§ Direction: In the material below, identify each line bearing the word "index". Reproduce those lines.

§ Material provided:
══════════════════════════════

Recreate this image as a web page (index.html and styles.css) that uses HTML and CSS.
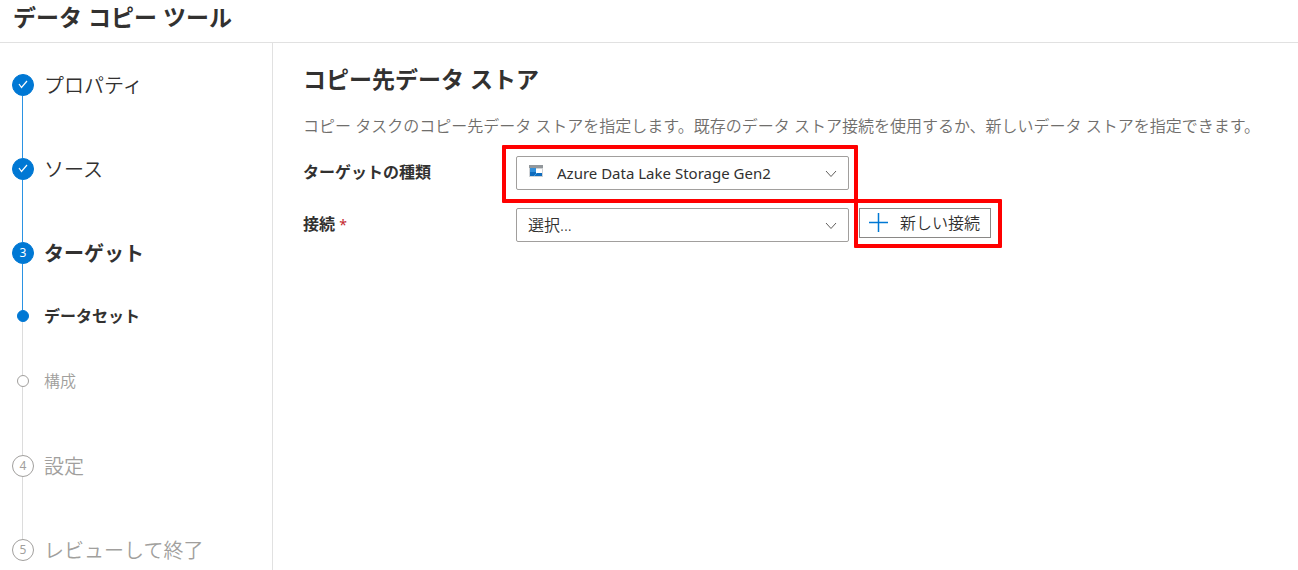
FILE: index.html
```html
<!DOCTYPE html>
<html lang="ja">
    <head>
        <meta charset="utf-8">
        <title>データ コピー ツール</title>
        <link rel="stylesheet" href="styles.css">
    </head>
    <body>
        <header>
            <h1>データ コピー ツール</h1>
        </header>
        <div class="layout">
            <nav>
                <ol class="steps">
                    <li class="done">
                        <div class="marker">
                            <span class="circle"><svg width="12" height="10" viewBox="0 0 12 10"><path d="M2 4 L4.5 7.5 L10 1" fill="none" stroke="#fff" stroke-width="1.2"/></svg></span>
                        </div>
                        <span class="name">プロパティ</span>
                    </li>
                    <li class="done">
                        <div class="marker">
                            <span class="circle"><svg width="12" height="10" viewBox="0 0 12 10"><path d="M2 4 L4.5 7.5 L10 1" fill="none" stroke="#fff" stroke-width="1.2"/></svg></span>
                        </div>
                        <span class="name">ソース</span>
                    </li>
                    <li class="done active">
                        <div class="marker"><span class="circle">3</span></div>
                        <span class="name">ターゲット</span>
                    </li>
                    <li class="sub active">
                        <div class="marker"><span class="circle"></span></div>
                        <span class="name">データセット</span>
                    </li>
                    <li class="sub last">
                        <div class="marker"><span class="circle"></span></div>
                        <span class="name">構成</span>
                    </li>
                    <li>
                        <div class="marker"><span class="circle">4</span></div>
                        <span class="name">設定</span>
                    </li>
                    <li>
                        <div class="marker"><span class="circle">5</span></div>
                        <span class="name">レビューして終了</span>
                    </li>
                </ol>
            </nav>
            <main>
                <h2>コピー先データ ストア</h2>
                <p>コピー タスクのコピー先データ ストアを指定します。既存のデータ ストア接続を使用するか、新しいデータ ストアを指定できます。</p>
                <form class="fields">
                    <label for="type">ターゲットの種類</label>
                    <div class="select with-icon marked">
                        <svg class="type-icon" width="14" height="12" viewBox="0 0 14 12">
                            <rect width="14" height="12" fill="#d0d3d6"/>
                            <rect width="14" height="3" fill="#92979b"/>
                            <rect x="1" y="3" width="6" height="4" fill="#2f8fdb"/>
                            <rect x="7" y="4" width="6" height="4" fill="#fff"/>
                            <path d="M1 7 H7 V8 H13 V11 H1 Z" fill="#0f6cbd"/>
                            <path d="M5 11 L8 8" stroke="#3a9be0"/>
                        </svg>
                        <select id="type">
                            <option>Azure Data Lake Storage Gen2</option>
                        </select>
                        <svg class="arrow" width="12" height="8" viewBox="0 0 12 8"><path d="M1 1 L6 6.5 L11 1" fill="none" stroke="#605e5c"/></svg>
                    </div>

                    <label for="connection">接続 <span class="required">*</span></label>
                    <div class="select">
                        <select id="connection">
                            <option>選択...</option>
                        </select>
                        <svg class="arrow" width="12" height="8" viewBox="0 0 12 8"><path d="M1 1 L6 6.5 L11 1" fill="none" stroke="#605e5c"/></svg>
                    </div>
                    <div class="new marked">
                        <button type="button">
                            <svg width="20" height="20" viewBox="0 0 20 20"><path d="M0 9.5 H19 M9.5 0 V19" stroke="#0078d4" stroke-width="1.5"/></svg>
                            新しい接続
                        </button>
                    </div>
                </form>
            </main>
        </div>
    </body>
</html>
```
FILE: styles.css
```css
*{
    box-sizing: border-box;
}
body{
    margin: 0;
    display: flex;
    flex-direction: column;
    min-height: 100vh;
    background: #fff;
    color: #323130;
    font-family: "Noto Sans", "Noto Sans CJK JP", sans-serif;
    font-size: 16px;
    font-weight: 350;
    line-height: 24px;
}
h1, h2, p{
    margin: 0;
}
h1, h2{
    font-size: 23px;
    line-height: 32px;
}
header{
    padding: 1px 13px 9px;
    border-bottom: 1px solid #e1e1e1;
}
.layout{
    display: flex;
    flex: 1;
}

/* wizard steps */
nav{
    flex: 0 0 273px;
    padding: 31px 12px 0;
    border-right: 1px solid #e1e1e1;
}
.steps{
    list-style: none;
    margin: 0;
    padding: 0;
    color: #a19f9d;
}
.steps li{
    display: flex;
    gap: 10px;
    height: 84px;
}
.marker{
    display: flex;
    flex-direction: column;
    align-items: center;
    width: 22px;
}
.marker:after{
    content: "";
    flex: 1;
    width: 1px;
    margin-right: 1px;
    background: #dcdcdc;
}
.circle{
    display: flex;
    align-items: center;
    justify-content: center;
    width: 22px;
    height: 22px;
    border: 1px solid #a19f9d;
    border-radius: 50%;
    font-size: 12px;
    font-weight: normal;
}
.name{
    font-size: 20px;
    line-height: 24px;
}
.steps .done{
    color: #323130;
}
.done .circle, .active .circle{
    background: #0078d4;
    border-color: #0078d4;
    color: #fff;
}
.done .marker:after{
    background: #2b93e3;
}
.steps .active{
    color: #323130;
    font-weight: bold;
}
.steps .done.active{
    height: 68px;
}
.steps .sub{
    height: 65px;
}
.steps .sub.last{
    height: 80px;
}
.sub .circle{
    width: 12px;
    height: 12px;
}
.sub .name{
    font-size: 16px;
    line-height: 12px;
}
.steps li:last-child{
    height: 22px;
}
li:last-child .marker:after{
    display: none;
}

/* form */
main{
    flex: 1;
    padding: 20px 12px 20px 30px;
}
main p{
    margin: 19px 0 18px;
    color: #706e6c;
}
.fields{
    display: grid;
    grid-template-columns: 203px minmax(0, 333px) auto;
    justify-content: start;
    gap: 18px 10px;
}
label{
    grid-column: 1;
    font-weight: bold;
    line-height: 32px;
}
.required{
    color: #c4262e;
    font-size: 14px;
    font-weight: normal;
}
.select, .new{
    position: relative;
}
select{
    display: block;
    appearance: none;
    width: 100%;
    height: 34px;
    padding: 0 32px 0 11px;
    border: 1px solid #a19f9d;
    border-radius: 2px;
    background: #fff;
    color: #323130;
    font: inherit;
}
.with-icon select{
    padding-left: 40px;
    font-size: 15px;
    font-weight: normal;
}
.arrow{
    position: absolute;
    top: 14px;
    right: 12px;
    pointer-events: none;
}
.type-icon{
    position: absolute;
    top: 9px;
    left: 13px;
}
.new{
    align-self: start;
}
button{
    display: flex;
    align-items: center;
    gap: 11px;
    height: 30px;
    padding: 0 10px 0 9px;
    border: 1px solid #8a8886;
    background: #fff;
    color: #323130;
    font: inherit;
}

/* red frames around the controls to use */
.marked:after{
    content: "";
    position: absolute;
    inset: -11px -9px -13px -14px;
    border: 4px solid #f00;
    border-radius: 1px;
    pointer-events: none;
}
.new.marked:after{
    inset: -9px -11px -10px -5px;
}
```
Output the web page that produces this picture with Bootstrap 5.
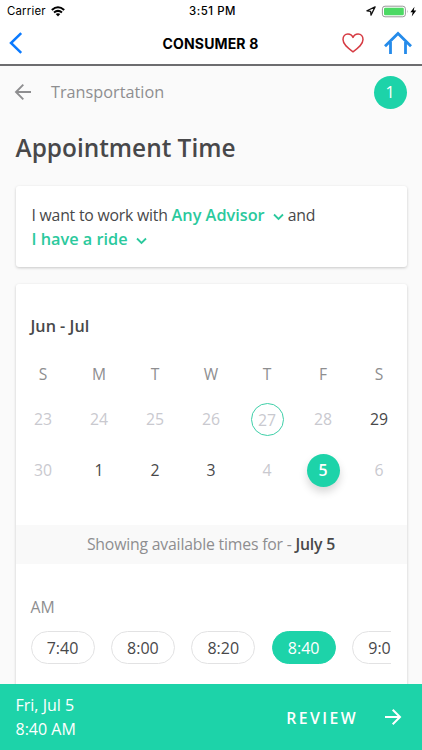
<!DOCTYPE html>
<html lang="en">
<head>
<meta charset="utf-8">
<meta name="viewport" content="width=device-width, initial-scale=1">
<title>Appointment Time</title>
<link href="https://cdn.jsdelivr.net/npm/bootstrap@5.3.0/dist/css/bootstrap.min.css" rel="stylesheet">
<style>
:root{--mint:#1dd3a9;--mint-text:#2bc99d;--ink:#48484a;--muted:#8e8e90}
body{font-family:"Open Sans","Noto Sans",sans-serif;font-size:16px;line-height:24px;color:var(--ink);background:#fafafa;height:750px;overflow:hidden}
svg{display:block;flex:none;fill:none}
.ios{font-family:Inter,"Liberation Sans",sans-serif;color:#000}
.status{height:22px;font-size:11.4px;line-height:22px;padding:0 4px 0 7px}
.status .carrier{letter-spacing:.2px}
.status .clock{font-weight:500;font-size:11.4px;letter-spacing:.55px}
.titlebar{height:44px;border-bottom:2px solid #6d6d6f;padding:0 10px 0 9px}
.titlebar h1{font-size:14px;line-height:42px;font-weight:700;letter-spacing:.15px;padding-top:1px}
.side{flex:1 1 0}
.home{margin-left:20px}
.crumb{height:52px;padding:0 15.5px 0 14px;color:var(--muted)}
.crumb-label{margin-left:19px;font-size:16.25px}
.count{width:33px;height:33px;background:var(--mint)}
.heading{font-size:24.4px;line-height:32px;font-weight:600;margin:14px 15.5px 22px}
.panel{margin:0 15.5px;border:0;border-radius:3px;color:inherit;box-shadow:0 1px 3px rgba(0,0,0,.2)}
.prefs{height:81px;padding:17px 16px;font-size:15.8px;letter-spacing:-.22px}
.pick{color:var(--mint-text);font-weight:600;font-size:16.3px;letter-spacing:0}
.pick svg{display:inline-block}
.schedule{margin-top:17px;height:466px}
.month{font-weight:600;font-size:16.2px;line-height:24px;margin:30px 15px 0}
.week{display:grid;grid-template-columns:repeat(7,1fr);justify-items:center;align-items:center;margin:0 -.5px;font-size:15.8px}
.weekdays{margin-top:24px;color:var(--muted);font-size:15.6px}
.first{margin-top:17px}
.second{margin-top:18px}
.day{width:33px;height:33px;line-height:33px;text-align:center}
.off{color:#c9c9cf}
.today{border:1.4px solid #3ecfa8;line-height:33px}
.chosen{background:var(--mint);color:#fff;font-weight:600;box-shadow:0 5px 9px rgba(0,0,0,.16)}
.notice{height:39px;line-height:39px;background:#f9f9f9;color:var(--muted);font-size:15.8px;letter-spacing:-.2px;text-align:center;margin-top:38px}
.notice b{color:var(--ink);font-weight:600}
.period{margin:31px 15px 0;color:var(--muted);font-size:15.8px}
.slots{gap:16.4px;margin:12px 15.8px 0 15px}
.slot{flex:none;width:64px;height:33px;line-height:33px;border:1px solid #e2e2e3;text-align:center;font-size:16px}
.slot.active{background:var(--mint);border-color:var(--mint);color:#fff}
.actionbar{height:66px;background:var(--mint);color:#fff;padding:0 20px 0 15.5px}
.when{font-size:16px}
.review{font-weight:600;letter-spacing:2.4px;font-size:15.8px;padding-top:1px}
.go{margin-left:26px;margin-top:-1px}
</style>
</head>
<body class="d-flex flex-column">
<header class="ios bg-white flex-shrink-0">
  <div class="status d-flex align-items-center">
    <div class="side d-flex align-items-center"><span class="carrier">Carrier</span>
      <svg class="ms-1" width="15" height="11" viewBox="-1 0 15 11"><g stroke="#000" stroke-width="2"><path d="M.8 4.1Q7-1.5 13.2 4.1"/><path d="M3 6.6Q7 3.2 11 6.6"/></g><path fill="#000" d="M4.7 8.1Q7 6.3 9.3 8.1L7 10.6z"/></svg>
    </div>
    <span class="clock">3:51 PM</span>
    <div class="side d-flex align-items-center justify-content-end">
      <svg width="10" height="10" viewBox="0 0 10 10"><path d="M9.100.900.900 4.800l3.700.500.400 3.800z" stroke="#111" stroke-width="1.250" stroke-linejoin="round"/></svg>
      <svg class="ms-1" width="38" height="13" viewBox="0 0 38 13"><rect x="2.400" y="1.200" width="23" height="10.600" rx="2.600" stroke="#999"/><rect x="4" y="2.800" width="19.800" height="7.400" rx="1.300" fill="#4cd964"/><path d="M27 4.700q1.100 1.800 0 3.600" fill="#999"/><path d="M34.500 1.700 30.400 7.300h2.300l-1 4.200 4.600-5.900h-2.600z" fill="#000"/></svg>
    </div>
  </div>
  <nav class="titlebar d-flex align-items-center">
    <div class="side"><svg width="14" height="22" viewBox="0 0 14 22"><path d="M12.2 1.2 2 11l10.2 9.8" stroke="#0a7aff" stroke-width="2.5"/></svg></div>
    <h1 class="m-0">CONSUMER 8</h1>
    <div class="side d-flex align-items-center justify-content-end">
      <svg width="22" height="20" viewBox="0 0 22 20"><path d="M11 18.800C5.700 15 1 11.400 1 6.500 1 3.300 3.100 1 5.900 1 8.200 1 10.100 2.200 11 4.400 11.900 2.200 13.800 1 16.100 1 18.900 1 21 3.300 21 6.500c0 4.900-4.700 8.500-10 12.300z" stroke="#d63b43" stroke-width="1.5" stroke-linejoin="round"/></svg>
      <svg class="home" width="28" height="24" viewBox="0 0 28 24"><path d="M1 15.200 14 2.400l13 12.800M6.500 11v12M21.500 11v12" stroke="#258bea" stroke-width="2.800"/></svg>
    </div>
  </nav>
</header>
<main class="flex-grow-1 overflow-hidden">
  <div class="crumb d-flex align-items-center">
    <svg width="18" height="18" viewBox="0 0 18 18"><path d="M17 9H2M9.300 1.700 2 9l7.300 7.300" stroke="#8e8e90" stroke-width="1.900"/></svg>
    <span class="crumb-label">Transportation</span>
    <span class="count rounded-circle text-white d-flex align-items-center justify-content-center ms-auto">1</span>
  </div>
  <h2 class="heading">Appointment Time</h2>
  <section class="panel prefs card d-block">
    I want to work with <span class="pick">Any Advisor <svg class="ms-1" width="11" height="8" viewBox="0 0 11 8"><path d="m1 1.500 4.500 4.500L10 1.500" stroke="#2bc99d" stroke-width="1.800"/></svg></span> and<br>
    <span class="pick">I have a ride <svg class="ms-1" width="11" height="8" viewBox="0 0 11 8"><path d="m1 1.500 4.500 4.500L10 1.500" stroke="#2bc99d" stroke-width="1.800"/></svg></span>
  </section>
  <section class="panel schedule card">
    <h3 class="month">Jun - Jul</h3>
    <div class="week weekdays"><span>S</span><span>M</span><span>T</span><span>W</span><span>T</span><span>F</span><span>S</span></div>
    <div class="week first"><span class="day off">23</span><span class="day off">24</span><span class="day off">25</span><span class="day off">26</span><span class="day off today rounded-circle">27</span><span class="day off">28</span><span class="day">29</span></div>
    <div class="week second"><span class="day off">30</span><span class="day">1</span><span class="day">2</span><span class="day">3</span><span class="day off">4</span><span class="day chosen rounded-circle">5</span><span class="day off">6</span></div>
    <div class="notice">Showing available times for - <b>July 5</b></div>
    <div class="period">AM</div>
    <div class="slots d-flex overflow-hidden"><span class="slot rounded-pill">7:40</span><span class="slot rounded-pill">8:00</span><span class="slot rounded-pill">8:20</span><span class="slot active rounded-pill">8:40</span><span class="slot rounded-pill">9:00</span></div>
  </section>
</main>
<footer class="actionbar d-flex align-items-center flex-shrink-0">
  <div class="when">Fri, Jul 5<br>8:40 AM</div>
  <span class="review ms-auto">REVIEW</span>
  <svg class="go" width="18" height="18" viewBox="0 0 18 18"><path d="M1 9h15M8.700 1.700 16 9l-7.300 7.300" stroke="#fff" stroke-width="2"/></svg>
</footer>
<script src="https://cdn.jsdelivr.net/npm/bootstrap@5.3.0/dist/js/bootstrap.bundle.min.js"></script>
</body>
</html>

══════════════════════════════

§ Solution for this task:
Recreate this image as a web page (index.html and styles.css) that uses HTML and CSS.
FILE: index.html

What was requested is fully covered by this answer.